What you are asked to do. Retype only what runs from the first line of the listing to the line holding "const TEETH = [0, 45, 90, 135, 180, 225, 270, 315]", both included. Do not retype the pictures.

- - -

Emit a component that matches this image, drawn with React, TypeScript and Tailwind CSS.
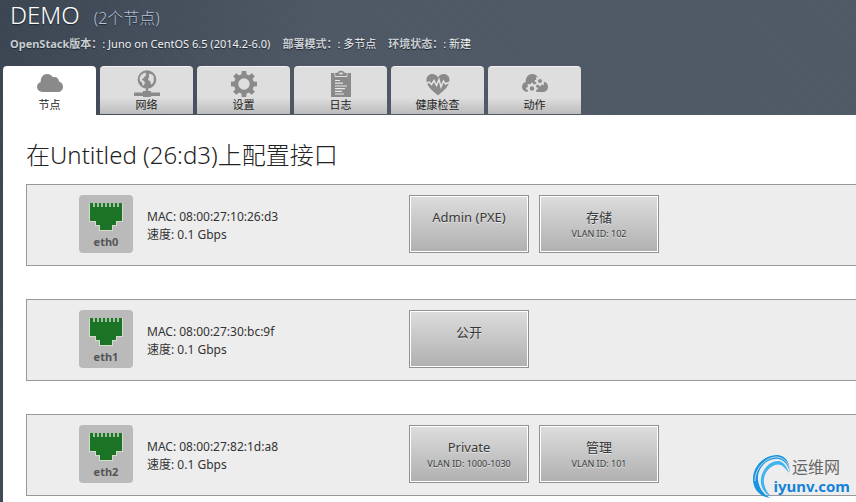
import type { ReactNode } from 'react'

type Network = { name: string; vlan?: string }
type Nic = { name: string; mac: string; speed: string; networks: Network[] }

const NICS: Nic[] = [
  {
    name: 'eth0',
    mac: '08:00:27:10:26:d3',
    speed: '0.1 Gbps',
    networks: [{ name: 'Admin (PXE)' }, { name: '存储', vlan: '102' }],
  },
  {
    name: 'eth1',
    mac: '08:00:27:30:bc:9f',
    speed: '0.1 Gbps',
    networks: [{ name: '公开' }],
  },
  {
    name: 'eth2',
    mac: '08:00:27:82:1d:a8',
    speed: '0.1 Gbps',
    networks: [{ name: 'Private', vlan: '1000-1030' }, { name: '管理', vlan: '101' }],
  },
]

const TEETH = [0, 45, 90, 135, 180, 225, 270, 315]

// ── Icons ───────────────────────────────────────────────────────────────────
function Icon({ children }: { children: ReactNode }) {
  return (
    <svg viewBox="0 0 28 28" className="h-7 w-7 shrink-0 text-[#8a8a8a]" fill="currentColor" aria-hidden="true">
      {children}
    </svg>
  )
}

const CLOUD =
  'M6.5 23C3.500 23 1 20.800 1 17.800C1 15.500 2.500 13.700 4.700 13C4.500 8.500 7.300 5 11.200 5C13.800 5 15.800 6.300 17 8.300C20 7.300 22.800 9.200 22.900 12.400C25.500 13 27 15.200 27 17.700C27 20.800 24.800 23 21.800 23Z'

function CloudIcon() {
  return (
    <Icon>
      <path d={CLOUD} />
    </Icon>
  )
}

function NetworkIcon() {
  return (
    <Icon>
      <circle cx="14" cy="10.500" r="9.300" />
      {/* continents */}
      <path
        d="M6.500 9L8 6L11 4L13.500 3.800L12.500 5.200L13.500 6.200L11.500 7.500L11 9L9.500 9.500L9 11L11 12L12 14L10.500 16.500L9.800 17L9 13.500L7 12Z"
        fill="#dedede"
      />
      <path
        d="M16.500 4.500L19.500 5.700L21 8L20.500 9.500L21 11L20 14L18.500 15.500L17.500 14L17.300 12L15.500 11.500L15 9.500L16.300 8L15.700 6.500Z"
        fill="#dedede"
      />
      <path d="M12.800 19H15.200V22H18V23.500H27V27H18V28H10V27H1V23.500H10V22H12.800Z" />
    </Icon>
  )
}

function GearShape({ cx, cy, scale, hole }: { cx: number; cy: number; scale: number; hole: number }) {
  return (
    <g transform={`translate(${cx} ${cy}) scale(${scale})`}>
      {TEETH.map(angle => (
        <path key={angle} d="M-2.700 -8L-2.200 -13H2.200L2.700 -8Z" transform={`rotate(${angle})`} />
      ))}
      <circle r={(10 + hole) / 2} fill="none" stroke="currentColor" strokeWidth={10 - hole} />
    </g>
  )
}

function GearIcon() {
  return (
    <Icon>
      <GearShape cx={14} cy={15} scale={1} hole={5.7} />
    </Icon>
  )
}

function ClipboardIcon() {
  return (
    <Icon>
      <path d="M4 4H24V28H4Z" />
      <path d="M8 4V7.500H20V4" fill="none" stroke="#dedede" strokeWidth="1" />
      <path d="M8.500 6.800V4L11 3.500C11.500 2 12.500 1.800 14 1.800C15.500 1.800 16.500 2 17 3.500L19.500 4V6.800Z" />
      <ellipse cx="14" cy="4.500" rx="2" ry="1" fill="#dedede" />
      <path
        d="M8 11.500H13M8 14.200H16M8 17H20M8 19.700H18M8 22.400H15M8 25H17"
        stroke="#e8e8e8"
        strokeWidth="1.200"
        fill="none"
      />
    </Icon>
  )
}

function HealthIcon() {
  return (
    <Icon>
      <path d="M14 26.500C10 22.500 2.500 18 2.500 11C2.500 7.500 5 5 8.300 5C10.800 5 13 6.500 14 8.500C15 6.500 17.200 5 19.700 5C23 5 25.500 7.500 25.500 11C25.500 18 18 22.500 14 26.500Z" />
      <path
        d="M2 15L5 13L7.500 15.500L10 11.500L12.500 16.500L15 10.500L17 18L19.500 12L21.500 15L26 13"
        stroke="#e4e4e4"
        strokeWidth="1.500"
        fill="none"
      />
    </Icon>
  )
}

function ActionsIcon() {
  return (
    <Icon>
      <path d={CLOUD} />
      <g className="text-[#dedede]">
        <GearShape cx={19} cy={12} scale={0.4} hole={5} />
        <GearShape cx={11} cy={19.5} scale={0.45} hole={5} />
      </g>
    </Icon>
  )
}

function PortIcon() {
  return (
    <svg viewBox="0 0 34 29" className="h-[29px] w-[34px]" aria-hidden="true">
      <path d="M0 1H34V20H28V24H24V29H10V24H6V20H0Z" fill="#d3dcc8" />
      <path d="M1 1H33V19H27V23H23V28H11V23H7V19H1Z" fill="#1b7426" />
      <path d="M5 1V5M9 1V5M13 1V5M17 1V5M21 1V5M25 1V5M29 1V5" stroke="#b5c9b0" strokeWidth="1.800" />
    </svg>
  )
}

// ── Header ──────────────────────────────────────────────────────────────────
const TABS = [
  { label: '节点', icon: <CloudIcon />, active: true },
  { label: '网络', icon: <NetworkIcon /> },
  { label: '设置', icon: <GearIcon /> },
  { label: '日志', icon: <ClipboardIcon /> },
  { label: '健康检查', icon: <HealthIcon /> },
  { label: '动作', icon: <ActionsIcon /> },
]

const INFO = [
  { label: 'OpenStack版本：', value: 'Juno on CentOS 6.5 (2014.2-6.0)' },
  { label: '部署模式：', value: '多节点' },
  { label: '环境状态：', value: '新建' },
]

function Header() {
  return (
    <header className="text-white">
      <h1 className="flex h-8 items-baseline gap-[14px] pl-[7px] text-2xl leading-[30px] font-light [text-shadow:0_1px_1px_#1f2730]">
        DEMO
        <span className="text-base leading-5 text-[#b4c4dc]">(2个节点)</span>
      </h1>
      <dl className="mt-1 flex h-4 gap-3 pl-[7px] text-[11px] leading-4 whitespace-nowrap [text-shadow:0_1px_1px_#1f2730]">
        {INFO.map(item => (
          <div key={item.label} className="flex">
            <dt className="font-bold text-[#c9cdd1]">{item.label}</dt>
            <dd className="text-[#f0f1f2]">: {item.value}</dd>
          </div>
        ))}
      </dl>
      <nav className="mt-[14px] flex gap-1">
        {TABS.map(tab => (
          <a
            key={tab.label}
            href="#"
            aria-current={tab.active ? 'page' : undefined}
            className={`flex w-[93px] flex-col items-center rounded-t text-[11px] leading-4 text-[#222] ${
              tab.active
                ? 'h-[49px] bg-white pt-[3px]'
                : 'h-12 border-t border-[#f2f2f2] bg-linear-to-b from-[#dedede] from-65% to-[#bcbcbc] pt-[2px]'
            }`}
          >
            {tab.icon}
            {tab.label}
          </a>
        ))}
      </nav>
    </header>
  )
}

// ── Interfaces ──────────────────────────────────────────────────────────────
function NetworkBlock({ name, vlan }: Network) {
  return (
    <button
      type="button"
      className="flex h-[58px] w-[120px] cursor-move flex-col items-center border border-[#929292] bg-linear-to-b from-[#dddddd] to-[#b0b0b0] pt-3 text-[#383838] shadow-[inset_0_0_0_1px_#fff] [text-shadow:0_1px_0_#e6e6e6]"
    >
      <span className="text-[13px] leading-[18px]">{name}</span>
      {vlan && <span className="text-[9px] leading-4">VLAN ID: {vlan}</span>}
    </button>
  )
}

function NicRow({ nic }: { nic: Nic }) {
  return (
    <li className="flex items-center border border-r-0 border-[#999] bg-[#ededed] pt-[10px] pb-3 pl-[52px]">
      <div className="flex h-[58px] w-[54px] shrink-0 flex-col items-center rounded bg-[#bababa] pt-[7px]">
        <PortIcon />
        <span className="text-[11px] leading-[22px] font-bold text-[#555]">{nic.name}</span>
      </div>
      <div className="ml-[14px] w-[262px] shrink-0 pt-1 text-[12px] leading-[18px] text-[#333]">
        <p>MAC: {nic.mac}</p>
        <p>速度: {nic.speed}</p>
      </div>
      <div className="flex gap-[10px]">
        {nic.networks.map(network => (
          <NetworkBlock key={network.name} {...network} />
        ))}
      </div>
    </li>
  )
}

function Watermark() {
  return (
    <div className="absolute right-1 bottom-[2px] h-12 w-[100px]">
      <svg viewBox="0 0 100 48" className="absolute inset-0" fill="none" aria-hidden="true">
        <path d="M18 45C7 43 1 36 1 26C1 12 14 1 26 2C34 3 38 10 38 19C35 10 30 5 23 6C12 7 5 17 6 27C7 35 11 41 18 45Z" fill="#1a94e0" />
        <path d="M20 44C11 40 8 33 9 25C11 14 20 7 27 8C32 9 35 14 37 20C32 13 28 10 23 12C15 15 11 23 12 30C13 36 16 41 20 44Z" fill="#42b4ee" />
        <path d="M3 28C3 15 14 4 25 4C32 5 36 9 38 17" stroke="#ededed" strokeWidth="0.800" />
      </svg>
      <div className="relative flex flex-col items-end pt-1 pr-[2px] whitespace-nowrap">
        <span className="mr-[10px] text-[16px] leading-5 text-[#666]">运维网</span>
        <span className="text-[15px] leading-[18px] font-bold text-[#1583d8]">iyunv.com</span>
      </div>
    </div>
  )
}

export default function App() {
  return (
    <div className="relative flex min-h-screen flex-col bg-[repeating-linear-gradient(45deg,#ffffff05_0_1px,transparent_1px_3px),linear-gradient(100deg,#3a4551,#4e5865_35%,#505a67)] pl-[3px] font-['Noto_Sans','Noto_Sans_CJK_SC',sans-serif]">
      <Header />
      <main className="flex-1 bg-white pt-6 pb-[7px] pl-[23px]">
        <h2 className="text-2xl leading-8 font-light text-[#222]">在Untitled (26:d3)上配置接口</h2>
        <ul className="mt-[13px] flex flex-col gap-[33px]">
          {NICS.map(nic => (
            <NicRow key={nic.name} nic={nic} />
          ))}
        </ul>
      </main>
      <Watermark />
    </div>
  )
}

- - -

Task output.
Emit a component that matches this image, drawn with React, TypeScript and Tailwind CSS.
import type { ReactNode } from 'react'

type Network = { name: string; vlan?: string }
type Nic = { name: string; mac: string; speed: string; networks: Network[] }

const NICS: Nic[] = [
  {
    name: 'eth0',
    mac: '08:00:27:10:26:d3',
    speed: '0.1 Gbps',
    networks: [{ name: 'Admin (PXE)' }, { name: '存储', vlan: '102' }],
  },
  {
    name: 'eth1',
    mac: '08:00:27:30:bc:9f',
    speed: '0.1 Gbps',
    networks: [{ name: '公开' }],
  },
  {
    name: 'eth2',
    mac: '08:00:27:82:1d:a8',
    speed: '0.1 Gbps',
    networks: [{ name: 'Private', vlan: '1000-1030' }, { name: '管理', vlan: '101' }],
  },
]

const TEETH = [0, 45, 90, 135, 180, 225, 270, 315]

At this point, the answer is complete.